Working With People This scale measures a person's interest in human relations and their motivation to associate with others. A high score indicates a "people person".  Those with low scores may be well equipped to work in isolation and have little need for other's company.
Working With Data This scale indicates interest in information and an inclination to manipulate or analyze statistics, symbols, facts, and figures. Those with high scores need to work with information and usually will not be content with positions that do not involve data-related tasks.  Those with low scores are least likely to enjoy working with statistics, records or accounts.
Working With Numbers This scale measures interest in machinery, tools, and equipment and shows an inclination to do "hands-on" work .  High scores indicate mechanical interests that may include willingness to design, develop, and modify equipment. Those with low scores should probably avoid complicated machinery or electronic devices requiring careful handling.


Personality: There are four major scales, Independence, Conscientiousness, Extroversion, and Stability (ICES), each supported by two minor scales. Each scale measures a personality trait in terms of two extremes, i.e., the opposite of Extrovert is Introvert and the opposite of Competitive is Co-operative.


Diplomatic: - Diplomats are generally likable and good-natured. They are considerate, cooperative and good at pulling people together through persuasion. They sometimes choose to avoid conflict and controversy to preserve relationships. Independent: - Independent people are single minded and determined to win. They are confident, hardheaded and make autocratic leaders. They take charge and get things done, although they can be insensitive to the needs of those around them. Cooperative: - Those who cooperate are noncompetitive, desiring to make their contributions to achievement as members of a team. They will forego their own success to help others.
Competitive: - Competitive people strive hard to reach their goals. They are interested in personal achievements and play to win at any cost, sometimes using others to get what they want. Submissive: - People who are submissive are tactful, seeking to avoid controversy and diffuse aggression. They would rather avoid conflict than confront it. Assertive: - Assertive people are outspoken because they know their own minds and are not afraid to say so. They seek to be group leaders. They can create conflict through their sometimes controversial and unpopular opinions.

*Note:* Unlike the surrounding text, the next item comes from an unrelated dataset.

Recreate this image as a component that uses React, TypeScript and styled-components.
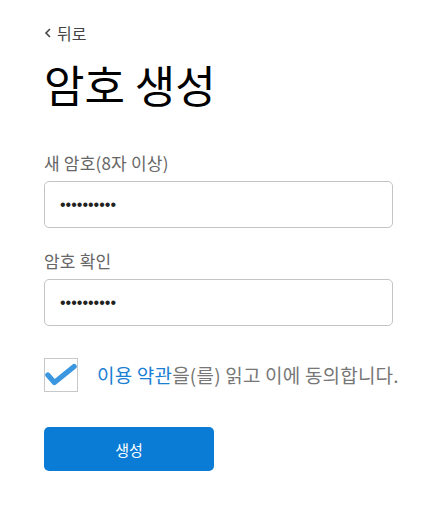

Spontaneous: - People with spontaneity are flexible and unpredictable who work well in changing, challenging situations. When problems arise, they often adopt creative and unorthodox solutions. Conscientious: - Conscientious individuals are neat, tidy and detail-conscious. They follow rules and abide by standard practices and procedures so you can always depend on them. They are always well prepared through careful planning. Innovative: - Innovators are not bound by rules and "the way things have always been done." They would rather explore new routes than take the well-traveled path, often viewing established rules, policies and procedures as obstacles to progress.
Conventional: - Those with conventional traits will do their work in a meticulous and reliable manner. They are trustworthy, structured and intent on doing things "the right way." Reactive: - People who are reactive seldom plan, choosing to react to circumstances as they arise. They take a broad view of events and leave details to others. Their work areas often appear disorganized. Organized: - The marker of an organized person is a controlled and carefully planned and arranged environment. They plan carefully to meet deadlines, but dislike situations where they must improvise, "think on their feet," or engage in unstructured debate.
Self-Sufficient: - An introvert prefers the company of a few close friends and is content to be alone. They choose quiet, familiar surroundings. Group-Oriented: - An extrovert enjoys the stimulation of being with people, especially if given the opportunity to be the center of attention. They like exciting, lively places. Reserved: - People described as reserved find everyday life stimulating and feel no need to seek further excitement. They are not bored by repetitive tasks and tend to live quiet orderly lives.
Outgoing: - Outgoing people enjoy taking risks and accepting challenges and doing stimulating things. They dislike repetitive tasks and like being with other people for the stimulation they provide. Emotional: - Emotional people are sensitive, mostly to their own feelings of anxiety, suspicion, guilt and irritability. They are fearful of new people and new situations. Stable: - Those who are described as stable are generally untroubled and calm. They face problems and unforeseen circumstances without suffering undue stress, remaining relaxed and secure. They are untroubled by criticism.
Restless: - Restless people are easily upset, irritable and prone to lose their tempers. They view the world as basically hostile and threatening. Poised: - People with pose shrug off criticism and cope with most adverse situations without becoming upset or irritated. They accept that few things proceed in life without a few things going wrong. Excitable: - Excitable people become tense and anxious in stressful situations. They have trouble trusting and having confidence in their colleagues, being suspicious of the motives of others.
Relaxed: - Relaxed people are well prepared to cope with stressful situations. They accept people at face value and are seldom bothered when things go wrong. Social Desirability - Frank: - When people are overly frank, they have either presented an overly negative picture of themselves or they are lacking in a number of socially acceptable attributes. Social Desirability - Socially Desirable: - When people try to present themselves as overly socially acceptable, they exaggerate their finer qualities. However, there is the possibility that a high Social Desirability rating can indicate a truly "good person".